To promote other renewable energy technologies the Budget has very gratifyingly provided benefits for solar energy and wind energy. A concessional Custom Duty of 5% to machinery, instruments equipment and appliances for Photo Voltaic and solar thermal power generation units has been provided. They have been fully exempted from the Central Excise. Another important concession allowed is for ground source heat pumps used to tap geothermal energy which has been exempted from Custom Duty and Special Additional Duty. Growth of wind energy in India has been remarkable. In the Budget further concession has been allowed by exempting from Central Excise manufacture of rotor blades.

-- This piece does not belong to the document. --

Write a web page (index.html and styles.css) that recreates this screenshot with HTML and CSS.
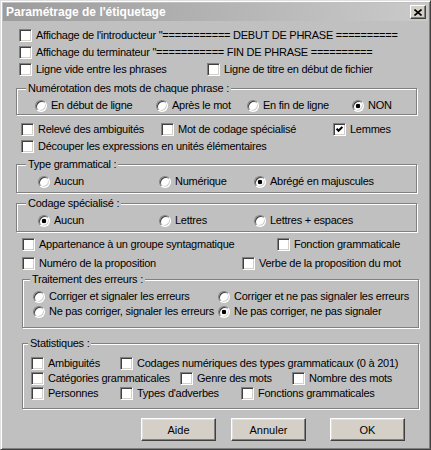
FILE: index.html
```html
<!DOCTYPE html>
<html lang="fr">
<head>
  <meta charset="UTF-8">
  <title>Paramétrage de l'étiquetage</title>
  <link rel="stylesheet" href="styles.css">
</head>
<body>
  <div class="dialog">
    <div class="titlebar">
      <span class="title">Paramétrage de l'étiquetage</span>
      <span class="close">
        <svg width="8" height="7" viewBox="0 0 8 7"><path d="M0.5 0.5 L7.5 6.5 M7.5 0.5 L0.5 6.5" stroke="#000" stroke-width="1.6"/></svg>
      </span>
    </div>

    <div class="row row-top first">
      <label class="opt"><span class="check"></span>Affichage de l'introducteur "=========== DEBUT DE PHRASE ==========</label>
    </div>
    <div class="row row-top">
      <label class="opt"><span class="check"></span>Affichage du terminateur "=========== FIN DE PHRASE ==========</label>
    </div>
    <div class="row row-top">
      <label class="opt w188"><span class="check"></span>Ligne vide entre les phrases</label>
      <label class="opt"><span class="check"></span>Ligne de titre en début de fichier</label>
    </div>

    <div class="group group-num">
      <span class="legend">Numérotation des mots de chaque phrase :</span>
      <div class="row">
        <label class="opt w121"><span class="radio"></span>En début de ligne</label>
        <label class="opt w91"><span class="radio"></span>Après le mot</label>
        <label class="opt w105"><span class="radio"></span>En fin de ligne</label>
        <label class="opt"><span class="radio on"></span>NON</label>
      </div>
    </div>

    <div class="row row-mid gap8">
      <label class="opt w140"><span class="check"></span>Relevé des ambiguités</label>
      <label class="opt w172"><span class="check"></span>Mot de codage spécialisé</label>
      <label class="opt"><span class="check on"><svg width="7" height="7" viewBox="0 0 7 7"><polyline points="0.6,2.8 2.5,4.8 6.4,0.9" fill="none" stroke="#000" stroke-width="2"/></svg></span>Lemmes</label>
    </div>
    <div class="row row-mid">
      <label class="opt"><span class="check"></span>Découper les expressions en unités élémentaires</label>
    </div>

    <div class="group group-type">
      <span class="legend">Type grammatical :</span>
      <div class="row">
        <label class="opt w121"><span class="radio"></span>Aucun</label>
        <label class="opt w95"><span class="radio"></span>Numérique</label>
        <label class="opt"><span class="radio on"></span>Abrégé en majuscules</label>
      </div>
    </div>

    <div class="group group-code">
      <span class="legend">Codage spécialisé :</span>
      <div class="row">
        <label class="opt w121"><span class="radio on"></span>Aucun</label>
        <label class="opt w95"><span class="radio"></span>Lettres</label>
        <label class="opt"><span class="radio"></span>Lettres + espaces</label>
      </div>
    </div>

    <div class="row row-low gap6">
      <label class="opt w255"><span class="check"></span>Appartenance à un groupe syntagmatique</label>
      <label class="opt"><span class="check"></span>Fonction grammaticale</label>
    </div>
    <div class="row row-low gap6">
      <label class="opt w220"><span class="check"></span>Numéro de la proposition</label>
      <label class="opt"><span class="check"></span>Verbe de la proposition du mot</label>
    </div>

    <div class="group group-err">
      <span class="legend">Traitement des erreurs :</span>
      <div class="row">
        <label class="opt w185"><span class="radio"></span>Corriger et signaler les erreurs</label>
        <label class="opt"><span class="radio"></span>Corriger et ne pas signaler les erreurs</label>
      </div>
      <div class="row">
        <label class="opt w185"><span class="radio"></span>Ne pas corriger, signaler les erreurs</label>
        <label class="opt"><span class="radio on"></span>Ne pas corriger, ne pas signaler</label>
      </div>
    </div>

    <div class="group group-stats">
      <span class="legend">Statistiques :</span>
      <div class="row">
        <label class="opt w89"><span class="check"></span>Ambiguités</label>
        <label class="opt"><span class="check"></span>Codages numériques des types grammaticaux (0 à 201)</label>
      </div>
      <div class="row">
        <label class="opt w149"><span class="check"></span>Catégories grammaticales</label>
        <label class="opt w112"><span class="check"></span>Genre des mots</label>
        <label class="opt"><span class="check"></span>Nombre des mots</label>
      </div>
      <div class="row">
        <label class="opt w89"><span class="check"></span>Personnes</label>
        <label class="opt w121"><span class="check"></span>Types d'adverbes</label>
        <label class="opt"><span class="check"></span>Fonctions grammaticales</label>
      </div>
    </div>

    <div class="buttons">
      <button class="btn btn-help">Aide</button>
      <button class="btn btn-cancel">Annuler</button>
      <button class="btn">OK</button>
    </div>
  </div>
</body>
</html>
```

FILE: styles.css
```css
body {
  margin: 0;
  background-color: #c0c0c0;
  font-family: 'Liberation Sans', Arial, sans-serif;
  font-size: 11px;
  color: #000;
}

.dialog {
  box-sizing: border-box;
  width: 431px;
  height: 450px;
  padding: 2px;
  background-color: #c0c0c0;
  border: 1px solid;
  border-color: #dfdfdf #404040 #404040 #dfdfdf;
  box-shadow: inset 1px 1px #fff, inset -1px -1px #808080;
}

/* barre de titre */
.titlebar {
  height: 18px;
  display: flex;
  align-items: center;
  justify-content: space-between;
  padding: 0 2px 0 3px;
  background: linear-gradient(to right, #9c9c9c, #cacaca);
}

.title {
  color: #fff;
  font-weight: bold;
  font-size: 12px;
}

.close {
  box-sizing: border-box;
  width: 16px;
  height: 14px;
  display: flex;
  align-items: center;
  justify-content: center;
  background-color: #d4d0c8;
  border: 1px solid;
  border-color: #fff #404040 #404040 #fff;
  box-shadow: inset -1px -1px #808080;
}

/* lignes d'options */
.row {
  display: flex;
  align-items: center;
  height: 13px;
}

.row-top { padding-left: 16px; margin-top: 4px; }
.row-top.first { margin-top: 8px; }
.row-mid { padding-left: 18px; margin-top: 4px; }
.row-low { padding-left: 19px; }
.gap8 { margin-top: 8px; }
.gap6 { margin-top: 6px; }

.opt {
  display: flex;
  align-items: center;
  gap: 4px;
  flex-shrink: 0;
  white-space: nowrap;
  line-height: 13px;
  letter-spacing: -0.25px;
}

.w89 { width: 89px; }
.w91 { width: 91px; }
.w95 { width: 95px; }
.w105 { width: 105px; }
.w112 { width: 112px; }
.w121 { width: 121px; }
.w140 { width: 140px; }
.w149 { width: 149px; }
.w172 { width: 172px; }
.w185 { width: 185px; }
.w188 { width: 188px; }
.w220 { width: 220px; }
.w255 { width: 255px; }

.check {
  box-sizing: border-box;
  width: 13px;
  height: 13px;
  flex-shrink: 0;
  display: flex;
  align-items: center;
  justify-content: center;
  background-color: #fff;
  border: 1px solid;
  border-color: #808080 #fff #fff #808080;
  box-shadow: inset 1px 1px #404040, inset -1px -1px #d4d0c8;
}

.radio {
  box-sizing: border-box;
  width: 12px;
  height: 12px;
  flex-shrink: 0;
  border-radius: 50%;
  background-color: #fff;
  border: 1px solid;
  border-color: #808080 #fff #fff #808080;
  box-shadow: inset 1px 1px #404040, inset -1px -1px #d4d0c8;
}

.radio.on {
  background: radial-gradient(circle, #000 2px, #fff 2.6px);
}

/* cadres */
.group {
  position: relative;
  display: flex;
  flex-direction: column;
  gap: 2px;
  border: 1px solid #808080;
  box-shadow: inset 1px 1px #fff, 1px 1px #fff;
}

.legend {
  position: absolute;
  top: -7px;
  left: 9px;
  padding: 0 2px;
  line-height: 13px;
  letter-spacing: -0.25px;
  white-space: nowrap;
  background-color: #c0c0c0;
}

.group-num {
  width: 401px;
  box-sizing: border-box;
  margin: 12px 0 0 13px;
  padding: 10px 0 2px 18px;
}

.group-type,
.group-code {
  width: 401px;
  box-sizing: border-box;
  margin-left: 13px;
  padding: 10px 0 4px 21px;
}

.group-type { margin-top: 11px; }
.group-code { margin-top: 10px; }

.group-err,
.group-stats {
  width: 397px;
  box-sizing: border-box;
  margin-left: 19px;
}

.group-err {
  margin-top: 9px;
  padding: 10px 0 9px 10px;
}

.group-stats {
  margin-top: 15px;
  padding: 13px 0 8px 8px;
}

.group-err .legend { left: 7px; }
.group-stats .legend { left: 5px; }

/* boutons */
.buttons {
  display: flex;
  margin: 9px 0 0 138px;
}

.btn {
  box-sizing: border-box;
  width: 75px;
  height: 23px;
  padding: 0;
  font-family: 'Liberation Sans', Arial, sans-serif;
  font-size: 11px;
  color: #000;
  background-color: #d4d0c8;
  border: 1px solid;
  border-color: #fff #404040 #404040 #fff;
  box-shadow: inset -1px -1px #808080, inset 1px 1px #dfdfdf;
}

.btn-help { margin-right: 15px; }
.btn-cancel { margin-right: 24px; }
```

Energy efficiency and energy conservation are national needs. The Budget provides for reduction of Central Excise for LED lights from 8% to 4%, which is at par with the Excise for CFL. LED technology needs encouragement. Its cost in the initial stage is high. This decision will indeed facilitate expansion of LED systems. These consume one twentieth (about 5%) of the electricity that is consumed by a conventional bulb for similar level of lighting. In the field of energy conservation, Star Labelling of high electricity consuming gadgets such as air conditioners, refrigerators etc. has been a remarkable initiative. To encourage this, the industry was expecting a graded system of Excise - lower Excise for Five Star gadgets and higher Excise Duty for 4, 3 Star gadgets. This would encourage manufacturers to shift to more energy efficient production on the one hand and enthuse buyers to go in for higher Star products. This is an issue which must be pursued. If not this year we may try to succeed in this regard next year.

On the whole, the Budget for the power sector has brought in a number of positive features, starting from a clear declaration of the Government to accord highest priority to this sector and giving a clear direction towards energy efficient technologies, need for lowering the cost of generation, developing innovative clean technologies, encouraging renewable energies and incentivising Demand Side Management.